The age at which a child can recognize that the volume of the liquid is not in reality related to the shape of the container ranges from early in her 4th year, up until she may be 6 years old plus. The level of cognitive development which each child experiences may be able to be influenced slightly, but for the most part, the progression of this cognitive growth CANNOT be rushed.

Why oh why do we keep pushing for more and more sooner and sooner when we know it is not successful?

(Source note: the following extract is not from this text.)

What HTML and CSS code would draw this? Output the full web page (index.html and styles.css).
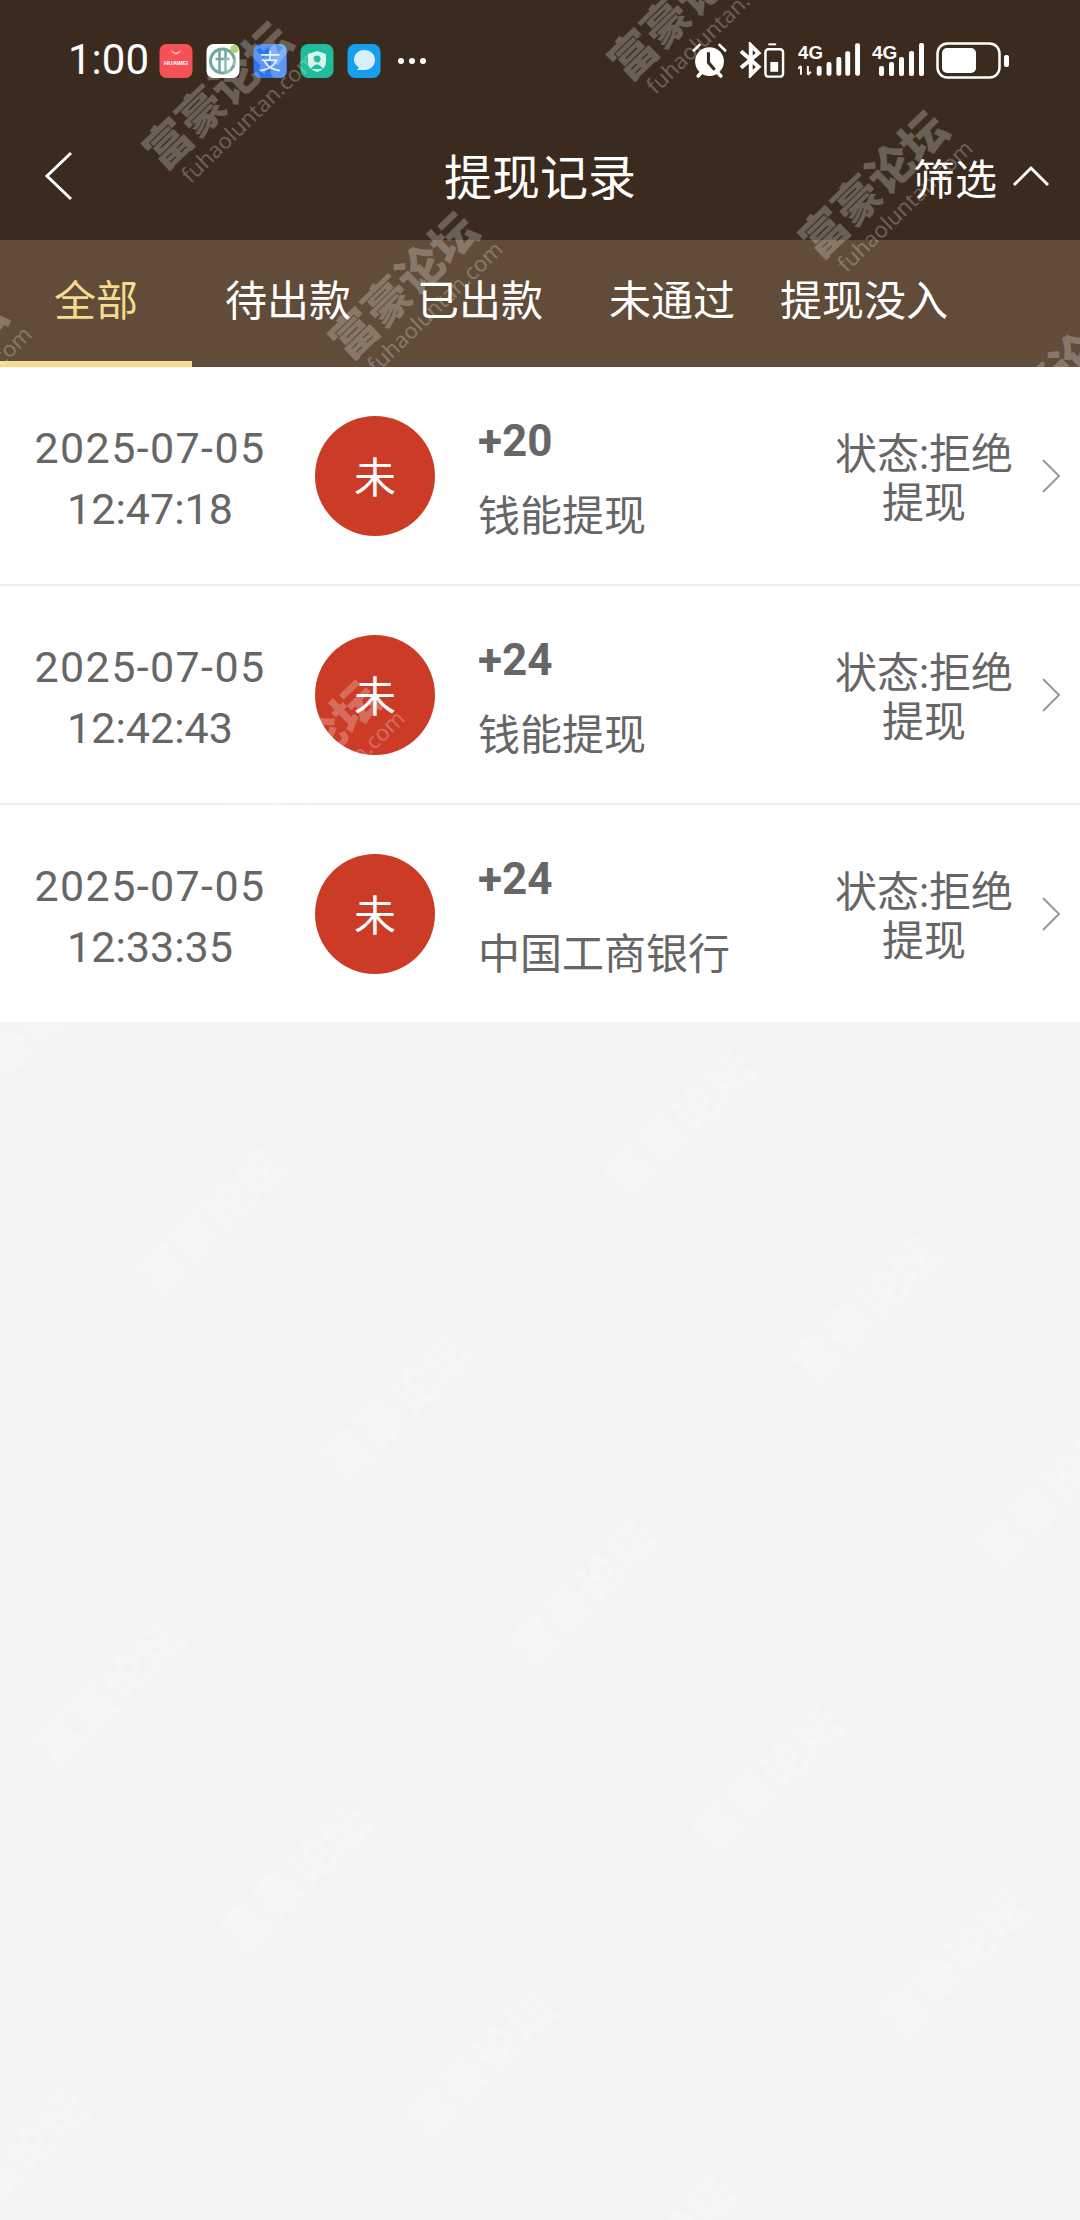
FILE: index.html
```html
<!DOCTYPE html>
<html lang="zh-CN">
<head>
  <meta charset="UTF-8" />
  <meta name="viewport" content="width=device-width, initial-scale=1.0"/>
  <title>提现记录</title>
  <link rel="stylesheet" href="styles.css">
</head>
<body>
  <div class="page">
    <header class="topbar">
      <div class="status">
        <span class="clock">1:00</span>
        <div class="notify">
          <svg class="app" viewBox="0 0 33 34"><rect width="33" height="34" rx="7" fill="#f5515a"/><path d="M12 7q4.500 5 9 0" fill="none" stroke="#fff" stroke-width="1"/><text x="16.500" y="21" class="app-huawei">HUAWEI</text></svg>
          <svg class="app" viewBox="0 0 33 34"><rect width="33" height="34" rx="7" fill="#fff"/><circle cx="16" cy="17" r="12" fill="none" stroke="#6ea99a" stroke-width="3"/><path d="M13 5v24M19 5v24M9 15h14" fill="none" stroke="#6ea99a" stroke-width="2.500"/><circle cx="28" cy="5" r="4" fill="#a9d66e"/></svg>
          <svg class="app" viewBox="0 0 33 34"><rect width="33" height="34" rx="7" fill="#2f74ea"/><rect x="17" y="0" width="16" height="34" rx="6" fill="#5c98f2"/><text x="16.500" y="25" class="app-ali">支</text></svg>
          <svg class="app" viewBox="0 0 33 34"><rect width="33" height="34" rx="8" fill="#1fbd9d"/><path d="M16.500 7l9 3v8q0 7-9 10q-9-3-9-10v-8z" fill="#d8f4ec"/><circle cx="16.500" cy="15" r="3.500" fill="#1fbd9d"/><path d="M10.500 25q6-9 12 0z" fill="#1fbd9d"/></svg>
          <svg class="app" viewBox="0 0 33 34"><rect width="33" height="34" rx="8" fill="#14a0ee"/><path d="M16.500 6c7 0 11 4.500 11 10s-4 10-11 10h-7l2-2.500c-3-2-5-4.500-5-7.500c0-5.500 4-10 10-10z" fill="#d6f0fb"/></svg>
          <span class="more"><i></i><i></i><i></i></span>
        </div>
        <div class="sys">
          <svg class="sys-alarm" viewBox="0 0 36 36">
            <path d="M2 9l7-7M27 2l7 7" stroke="#fff" stroke-width="2.500" fill="none"/>
            <circle cx="18" cy="19" r="14" fill="#fff"/>
            <path d="M17 10v10l6 7" stroke="#3a2b1e" stroke-width="3" fill="none"/>
            <path d="M7 33l3-3M29 33l-3-3" stroke="#fff" stroke-width="3.500" stroke-linecap="round"/>
          </svg>
          <svg class="sys-bt" viewBox="0 0 48 36">
            <path d="M2 9l18 16l-8 8V3l8 8L2 26" fill="none" stroke="#fff" stroke-width="4"/>
            <path d="M30 2h8" stroke="#fff" stroke-width="2"/>
            <rect x="27" y="7" width="18" height="28" rx="3" fill="none" stroke="#fff" stroke-width="2.500"/>
            <rect x="32" y="20" width="8" height="10" fill="#fff"/>
          </svg>
          <svg class="sys-sig1" viewBox="0 0 64 36">
            <text x="0" y="17" class="sig-text">4G</text>
            <path d="M3 24v9M0 27l3-3M10 24v9M10 33l3-3" stroke="#fff" stroke-width="2" fill="none"/>
            <rect x="19" y="24" width="5" height="10" rx="2" fill="#fff"/>
            <rect x="29" y="20" width="5" height="14" rx="2" fill="#fff"/>
            <rect x="39" y="15" width="5" height="19" rx="2" fill="#fff"/>
            <rect x="48" y="9" width="5" height="25" rx="2" fill="#fff"/>
            <rect x="58" y="1" width="5" height="33" rx="2" fill="#fff"/>
          </svg>
          <svg class="sys-sig2" viewBox="0 0 52 36">
            <text x="0" y="17" class="sig-text">4G</text>
            <rect x="7" y="24" width="5" height="10" rx="2" fill="#fff"/>
            <rect x="17" y="20" width="5" height="14" rx="2" fill="#fff"/>
            <rect x="27" y="15" width="5" height="19" rx="2" fill="#fff"/>
            <rect x="37" y="9" width="5" height="25" rx="2" fill="#fff"/>
            <rect x="47" y="1" width="5" height="33" rx="2" fill="#fff"/>
          </svg>
          <svg class="sys-batt" viewBox="0 0 73 37">
            <rect x="1.500" y="1.500" width="62" height="34" rx="10" fill="none" stroke="#fff" stroke-width="2.500"/>
            <rect x="6" y="6" width="34" height="25" rx="5" fill="#fff"/>
            <rect x="68" y="13" width="5" height="12" rx="2" fill="#fff"/>
          </svg>
        </div>
      </div>
      <div class="nav">
        <svg class="back" viewBox="0 0 30 50"><path d="M27 2L3 25l24 23" fill="none" stroke="#fff" stroke-width="3"/></svg>
        <h1>提现记录</h1>
        <div class="filter">
          <span>筛选</span>
          <svg class="caret" viewBox="0 0 38 22"><path d="M2 20L19 3l17 17" fill="none" stroke="#fff" stroke-width="3"/></svg>
        </div>
      </div>
    </header>

    <nav class="tabs">
      <a class="tab active">全部</a>
      <a class="tab">待出款</a>
      <a class="tab">已出款</a>
      <a class="tab">未通过</a>
      <a class="tab">提现没入</a>
    </nav>

    <ul class="list">
      <li class="row">
        <div class="date"><span class="day">2025-07-05</span><br>12:47:18</div>
        <div class="badge">未</div>
        <div class="info"><b>+20</b><span>钱能提现</span></div>
        <div class="state">状态:拒绝<br>提现</div>
        <svg class="arrow" viewBox="0 0 20 36"><path d="M2 2l16 16L2 34" fill="none" stroke="#999" stroke-width="2"/></svg>
      </li>
      <li class="row">
        <div class="date"><span class="day">2025-07-05</span><br>12:42:43</div>
        <div class="badge">未</div>
        <div class="info"><b>+24</b><span>钱能提现</span></div>
        <div class="state">状态:拒绝<br>提现</div>
        <svg class="arrow" viewBox="0 0 20 36"><path d="M2 2l16 16L2 34" fill="none" stroke="#999" stroke-width="2"/></svg>
      </li>
      <li class="row">
        <div class="date"><span class="day">2025-07-05</span><br>12:33:35</div>
        <div class="badge">未</div>
        <div class="info"><b>+24</b><span>中国工商银行</span></div>
        <div class="state">状态:拒绝<br>提现</div>
        <svg class="arrow" viewBox="0 0 20 36"><path d="M2 2l16 16L2 34" fill="none" stroke="#999" stroke-width="2"/></svg>
      </li>
    </ul>

    <!-- forum watermark lies over the whole screenshot -->
    <svg class="watermark" viewBox="0 0 1080 2220">
      <defs>
        <g id="mark" transform="rotate(-44)">
          <text x="-92" y="15" class="wm-name">富豪论坛</text>
          <text x="-81" y="43" class="wm-url">fuhaoluntan.com</text>
        </g>
      </defs>
      <use href="#mark" x="219" y="97"/>
      <use href="#mark" x="684" y="8"/>
      <use href="#mark" x="875" y="186"/>
      <use href="#mark" x="405" y="287"/>
      <use href="#mark" x="-66" y="372"/>
      <use href="#mark" x="1059" y="375"/>
      <use href="#mark" x="307" y="756"/>
      <use href="#mark" x="27" y="1037"/>
      <use href="#mark" x="681" y="1125"/>
      <use href="#mark" x="213" y="1223"/>
      <use href="#mark" x="867" y="1311"/>
      <use href="#mark" x="399" y="1408"/>
      <use href="#mark" x="1053" y="1496"/>
      <use href="#mark" x="-73" y="1544"/>
      <use href="#mark" x="585" y="1595"/>
      <use href="#mark" x="111" y="1694"/>
      <use href="#mark" x="769" y="1781"/>
      <use href="#mark" x="297" y="1879"/>
      <use href="#mark" x="955" y="1965"/>
      <use href="#mark" x="483" y="2066"/>
      <use href="#mark" x="15" y="2165"/>
      <use href="#mark" x="665" y="2251"/>
    </svg>
  </div>
</body>
</html>
```

FILE: styles.css
```css
* {
  box-sizing: border-box;
}

body {
  margin: 0;
  background-color: #f4f4f4;
  font-family: Roboto, "Noto Sans CJK SC", sans-serif;
}

.page {
  position: relative;
  height: 2220px;
  overflow: hidden;
}

/* top bar */
.topbar {
  height: 240px;
  background-color: #3a2b1e;
  color: #fff;
}

.status {
  height: 112px;
  padding: 42px 71px 0 68px;
  display: flex;
  align-items: flex-start;
}

.clock {
  font-size: 42px;
  line-height: 36px;
  width: 91px;
}

.notify {
  display: flex;
  align-items: center;
  gap: 13px;
  margin-top: 2px;
}

.app {
  width: 34px;
  height: 34px;
}

.app-huawei {
  font-family: "Liberation Sans", sans-serif;
  font-size: 6px;
  font-weight: bold;
  fill: #fff;
  text-anchor: middle;
}

.app-ali {
  font-family: "Noto Sans CJK SC", sans-serif;
  font-size: 22px;
  fill: #dff0ff;
  text-anchor: middle;
}

.more {
  display: flex;
  gap: 5px;
  margin-left: 4px;
}

.more i {
  width: 6px;
  height: 6px;
  border-radius: 50%;
  background-color: #fff;
}

.sys {
  margin-left: auto;
  display: flex;
  align-items: center;
  height: 36px;
}

.sys-alarm {
  width: 37px;
  height: 37px;
}

.sys-bt {
  width: 47px;
  height: 36px;
  margin-left: 11px;
}

.sys-sig1 {
  width: 63px;
  height: 36px;
  margin-left: 12px;
}

.sys-sig2 {
  width: 52px;
  height: 36px;
  margin-left: 11px;
}

.sys-batt {
  width: 73px;
  height: 37px;
  margin-left: 12px;
}

.sig-text {
  font-family: "Liberation Sans", sans-serif;
  font-size: 19px;
  font-weight: bold;
  fill: #fff;
}

.nav {
  height: 128px;
  padding: 0 30px;
  display: grid;
  grid-template-columns: 1fr auto 1fr;
  align-items: center;
}

.back {
  width: 30px;
  height: 50px;
  margin-left: 14px;
}

.nav h1 {
  margin: 0 0 4px;
  font-size: 48px;
  font-weight: 400;
}

.filter {
  justify-self: end;
  display: flex;
  align-items: center;
  gap: 15px;
  font-size: 42px;
}

.caret {
  width: 38px;
  height: 22px;
}

/* tabs */
.tabs {
  height: 127px;
  background-color: #604c38;
  display: grid;
  grid-template-columns: repeat(5, 192px);
}

.tab {
  display: flex;
  align-items: center;
  justify-content: center;
  padding-bottom: 12px;
  font-size: 42px;
  color: #fff;
}

.tab.active {
  color: #f5db8e;
  border-bottom: 6px solid #f5db8e;
  padding-bottom: 6px;
}

/* records */
.list {
  margin: 0;
  padding: 0;
  list-style: none;
  background-color: #fff;
}

.row {
  height: 219px;
  display: flex;
  align-items: center;
  color: #666;
  border-bottom: 2px solid #eee;
}

.row:last-child {
  height: 217px;
  border-bottom: none;
}

.date {
  width: 300px;
  padding-top: 6px;
  text-align: center;
  font-size: 43px;
  line-height: 61px;
}

.day {
  letter-spacing: 1.4px;
}

.badge {
  width: 120px;
  height: 120px;
  margin-left: 15px;
  padding-bottom: 2px;
  border-radius: 50%;
  background-color: #cb3b26;
  color: #fff;
  font-size: 42px;
  display: flex;
  align-items: center;
  justify-content: center;
}

.info {
  width: 340px;
  margin-left: 43px;
  padding-top: 7px;
  display: flex;
  flex-direction: column;
  gap: 18px;
  font-size: 42px;
}

.info b {
  line-height: 58px;
  font-size: 44px;
}

.info span {
  line-height: 58px;
}

.state {
  width: 204px;
  margin-left: 4px;
  padding-top: 6px;
  text-align: center;
  font-size: 42px;
  line-height: 49px;
}

.arrow {
  width: 20px;
  height: 36px;
  margin-left: 15px;
}

/* watermark */
.watermark {
  position: absolute;
  top: 0;
  left: 0;
  width: 1080px;
  height: 2220px;
  pointer-events: none;
}

.wm-name {
  font-family: "Noto Sans CJK SC", sans-serif;
  font-size: 46px;
  font-weight: 900;
  fill: rgba(255, 255, 255, 0.26);
}

.wm-url {
  font-family: "Noto Sans", sans-serif;
  font-size: 22px;
  fill: rgba(255, 255, 255, 0.26);
}
```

As further study reveals the existence of multiple intelligences, sensory differences, and emotional intelligence (that oft cited "EQ”), it is a step backwards to attempt to limit and eliminate the time and the settings that lend themselves to the growth of the individual and the group in different yet crucial areas. Why should we cram down their throats more tasks of advanced development that will only guarantee frustration—too much strain for those who have not reached that level of cognitive development, and too much boredom for those who grasped the concept easily and need new challenges? It is during free play that a child can experience life, experience the world around his at his level, and learn those interpersonal and "EQ" types of skills.

The book and later poster "All I needed to know I learned in Kindergarten" by Robert Fulghum contains much truth. We all need a strong education, especially in the basic core subjects. But for day-to-day living, and the just getting along types of experiences we all have in life, does it not often affect an individual more and make or break one's success if he has learned those "All I needed to know" skills: taking turns, cleaning up after one's self, having a sense of adventure, holding hands will crossing the street and so many more?

Education ideally helps prepare us for many facets of life. Let us not forget those skills which are learned more by "being" than "doing," and let us always provide a safe environment and the necessary commitment to find the times and places when these life skills can be learned and practiced.